Stated problem — Your copy of the material below should match it exactly, except that it holds no pictures.

============================================================

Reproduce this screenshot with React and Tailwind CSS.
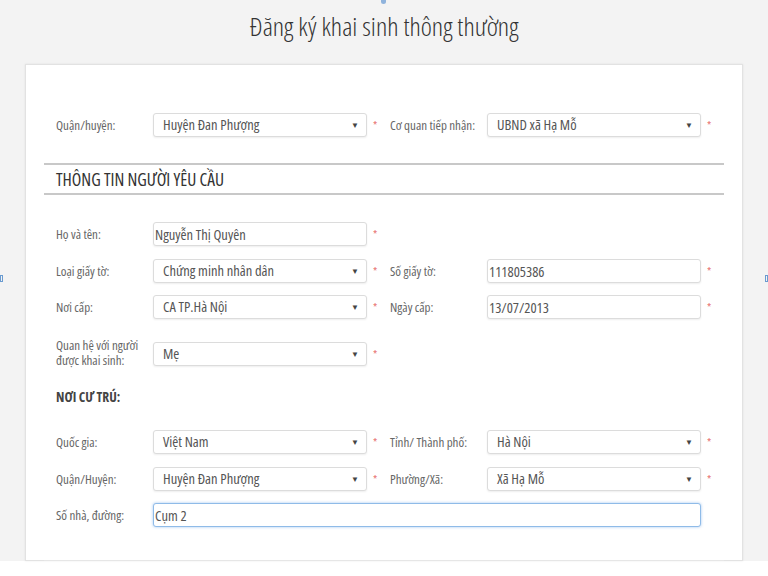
import { useState } from 'react'

const FONT = "font-['Open_Sans',sans-serif] [font-stretch:75%]"

function Star({ show = true }) {
  return (
    <span className={`w-[23px] pl-[6px] text-left text-[11px] text-[#e66a6a] ${show ? '' : 'invisible'}`}>*</span>
  )
}

function Select({ value }) {
  return (
    <div className="flex h-[24px] w-[214px] items-center rounded-[3px] border border-[#dcdcdc] bg-white pl-[9px] pr-[7px] text-[14.5px] text-[#555] shadow-[0_1px_2px_rgba(0,0,0,0.07)]">
      <span>{value}</span>
      <span className="ml-auto text-[8px] text-[#444]">▼</span>
    </div>
  )
}

function Input({ value, focused = false, wide = false }) {
  const [text, setText] = useState(value)
  return (
    <input
      value={text}
      onChange={e => setText(e.target.value)}
      className={`h-[24px] rounded-[3px] border bg-white px-[1px] text-[14.5px] text-[#555] outline-none ${FONT} ${
        wide ? 'w-[548px]' : 'w-[214px]'
      } ${focused ? 'border-[#8fbbe8] shadow-[0_0_3px_rgba(102,160,230,0.6)]' : 'border-[#dcdcdc] shadow-[0_1px_2px_rgba(0,0,0,0.07)]'}`}
    />
  )
}

function Label({ children, className = '' }) {
  return <div className={`w-[97px] text-[13px] leading-[15px] text-[#666] ${className}`}>{children}</div>
}

function Row({ left, right, className = '' }) {
  return (
    <div className={`flex items-center pl-[12px] ${className}`}>
      {left}
      {right}
    </div>
  )
}

function Field({ label, children, star = true }) {
  return (
    <>
      {typeof label === 'string' ? <Label>{label}</Label> : label}
      {children}
      <Star show={star} />
    </>
  )
}

export default function App() {
  return (
    <div className={`relative h-[576px] w-[768px] overflow-hidden bg-white ${FONT}`}>
      <div className="h-[561px] bg-[#f3f3f3] pt-[10px]">
        <div className="absolute left-[381px] top-0 h-[4px] w-[5px] rounded-b-sm bg-[#8fb3dc]" />
        <div className="absolute left-0 top-[275px] h-[7px] w-[3px] border border-[#6a9bd0]" />
        <div className="absolute right-0 top-[275px] h-[7px] w-[3px] border border-[#6a9bd0]" />

        <h1 className="text-center text-[26.5px] font-light leading-[32px] text-[#333]">Đăng ký khai sinh thông thường</h1>

        <div className="mx-[25px] mt-[22px] h-[497px] border border-[#e2e2e2] bg-white px-[18px] pt-[48px] shadow-[0_0_2px_rgba(0,0,0,0.08)]">
          <Row
            left={
              <Field label="Quận/huyện:">
                <Select value="Huyện Đan Phượng" />
              </Field>
            }
            right={
              <Field label="Cơ quan tiếp nhận:">
                <Select value="UBND xã Hạ Mỗ" />
              </Field>
            }
          />

          <div className="mt-[26px] flex h-[32px] items-center border-y-2 border-[#c8c8c8] pl-[12px] text-[17.5px] text-[#333]">
            THÔNG TIN NGƯỜI YÊU CẦU
          </div>

          <Row
            className="mt-[27px]"
            left={
              <Field label="Họ và tên:">
                <Input value="Nguyễn Thị Quyên" />
              </Field>
            }
          />
          <Row
            className="mt-[13px]"
            left={
              <Field label="Loại giấy tờ:">
                <Select value="Chứng minh nhân dân" />
              </Field>
            }
            right={
              <Field label="Số giấy tờ:">
                <Input value="111805386" />
              </Field>
            }
          />
          <Row
            className="mt-[12px]"
            left={
              <Field label="Nơi cấp:">
                <Select value="CA TP.Hà Nội" />
              </Field>
            }
            right={
              <Field label="Ngày cấp:">
                <Input value="13/07/2013" />
              </Field>
            }
          />
          <Row
            className="mt-[21px]"
            left={
              <Field label={<Label className="-mt-[2px]">Quan hệ với người được khai sinh:</Label>}>
                <Select value="Mẹ" />
              </Field>
            }
          />

          <div className="mt-[19px] pl-[12px] text-[13.5px] font-bold text-[#444]">NƠI CƯ TRÚ:</div>

          <Row
            className="mt-[23px]"
            left={
              <Field label="Quốc gia:">
                <Select value="Việt Nam" />
              </Field>
            }
            right={
              <Field label="Tỉnh/ Thành phố:">
                <Select value="Hà Nội" />
              </Field>
            }
          />
          <Row
            className="mt-[13px]"
            left={
              <Field label="Quận/Huyện:">
                <Select value="Huyện Đan Phượng" />
              </Field>
            }
            right={
              <Field label="Phường/Xã:">
                <Select value="Xã Hạ Mỗ" />
              </Field>
            }
          />
          <Row
            className="mt-[12px]"
            left={
              <Field label="Số nhà, đường:" star={false}>
                <Input value="Cụm 2" focused wide />
              </Field>
            }
          />

          <div className="mt-[33px] border-t border-[#e6e6e6]" />
        </div>
      </div>
    </div>
  )
}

============================================================

Result for this task —
Reproduce this screenshot with React and Tailwind CSS.
import { useState } from 'react'

const FONT = "font-['Open_Sans',sans-serif] [font-stretch:75%]"

function Star({ show = true }) {
  return (
    <span className={`w-[23px] pl-[6px] text-left text-[11px] text-[#e66a6a] ${show ? '' : 'invisible'}`}>*</span>
  )
}

function Select({ value }) {
  return (
    <div className="flex h-[24px] w-[214px] items-center rounded-[3px] border border-[#dcdcdc] bg-white pl-[9px] pr-[7px] text-[14.5px] text-[#555] shadow-[0_1px_2px_rgba(0,0,0,0.07)]">
      <span>{value}</span>
      <span className="ml-auto text-[8px] text-[#444]">▼</span>
    </div>
  )
}

function Input({ value, focused = false, wide = false }) {
  const [text, setText] = useState(value)
  return (
    <input
      value={text}
      onChange={e => setText(e.target.value)}
      className={`h-[24px] rounded-[3px] border bg-white px-[1px] text-[14.5px] text-[#555] outline-none ${FONT} ${
        wide ? 'w-[548px]' : 'w-[214px]'
      } ${focused ? 'border-[#8fbbe8] shadow-[0_0_3px_rgba(102,160,230,0.6)]' : 'border-[#dcdcdc] shadow-[0_1px_2px_rgba(0,0,0,0.07)]'}`}
    />
  )
}

function Label({ children, className = '' }) {
  return <div className={`w-[97px] text-[13px] leading-[15px] text-[#666] ${className}`}>{children}</div>
}

function Row({ left, right, className = '' }) {
  return (
    <div className={`flex items-center pl-[12px] ${className}`}>
      {left}
      {right}
    </div>
  )
}

function Field({ label, children, star = true }) {
  return (
    <>
      {typeof label === 'string' ? <Label>{label}</Label> : label}
      {children}
      <Star show={star} />
    </>
  )
}

export default function App() {
  return (
    <div className={`relative h-[576px] w-[768px] overflow-hidden bg-white ${FONT}`}>
      <div className="h-[561px] bg-[#f3f3f3] pt-[10px]">
        <div className="absolute left-[381px] top-0 h-[4px] w-[5px] rounded-b-sm bg-[#8fb3dc]" />
        <div className="absolute left-0 top-[275px] h-[7px] w-[3px] border border-[#6a9bd0]" />
        <div className="absolute right-0 top-[275px] h-[7px] w-[3px] border border-[#6a9bd0]" />

        <h1 className="text-center text-[26.5px] font-light leading-[32px] text-[#333]">Đăng ký khai sinh thông thường</h1>

        <div className="mx-[25px] mt-[22px] h-[497px] border border-[#e2e2e2] bg-white px-[18px] pt-[48px] shadow-[0_0_2px_rgba(0,0,0,0.08)]">
          <Row
            left={
              <Field label="Quận/huyện:">
                <Select value="Huyện Đan Phượng" />
              </Field>
            }
            right={
              <Field label="Cơ quan tiếp nhận:">
                <Select value="UBND xã Hạ Mỗ" />
              </Field>
            }
          />

          <div className="mt-[26px] flex h-[32px] items-center border-y-2 border-[#c8c8c8] pl-[12px] text-[17.5px] text-[#333]">
            THÔNG TIN NGƯỜI YÊU CẦU
          </div>

          <Row
            className="mt-[27px]"
            left={
              <Field label="Họ và tên:">
                <Input value="Nguyễn Thị Quyên" />
              </Field>
            }
          />
          <Row
            className="mt-[13px]"
            left={
              <Field label="Loại giấy tờ:">
                <Select value="Chứng minh nhân dân" />
              </Field>
            }
            right={
              <Field label="Số giấy tờ:">
                <Input value="111805386" />
              </Field>
            }
          />
          <Row
            className="mt-[12px]"
            left={
              <Field label="Nơi cấp:">
                <Select value="CA TP.Hà Nội" />
              </Field>
            }
            right={
              <Field label="Ngày cấp:">
                <Input value="13/07/2013" />
              </Field>
            }
          />
          <Row
            className="mt-[21px]"
            left={
              <Field label={<Label className="-mt-[2px]">Quan hệ với người được khai sinh:</Label>}>
                <Select value="Mẹ" />
              </Field>
            }
          />

          <div className="mt-[19px] pl-[12px] text-[13.5px] font-bold text-[#444]">NƠI CƯ TRÚ:</div>

          <Row
            className="mt-[23px]"
            left={
              <Field label="Quốc gia:">
                <Select value="Việt Nam" />
              </Field>
            }
            right={
              <Field label="Tỉnh/ Thành phố:">
                <Select value="Hà Nội" />
              </Field>
            }
          />
          <Row
            className="mt-[13px]"
            left={
              <Field label="Quận/Huyện:">
                <Select value="Huyện Đan Phượng" />
              </Field>
            }
            right={
              <Field label="Phường/Xã:">
                <Select value="Xã Hạ Mỗ" />
              </Field>
            }
          />
          <Row
            className="mt-[12px]"
            left={
              <Field label="Số nhà, đường:" star={false}>
                <Input value="Cụm 2" focused wide />
              </Field>
            }
          />

          <div className="mt-[33px] border-t border-[#e6e6e6]" />
        </div>
      </div>
    </div>
  )
}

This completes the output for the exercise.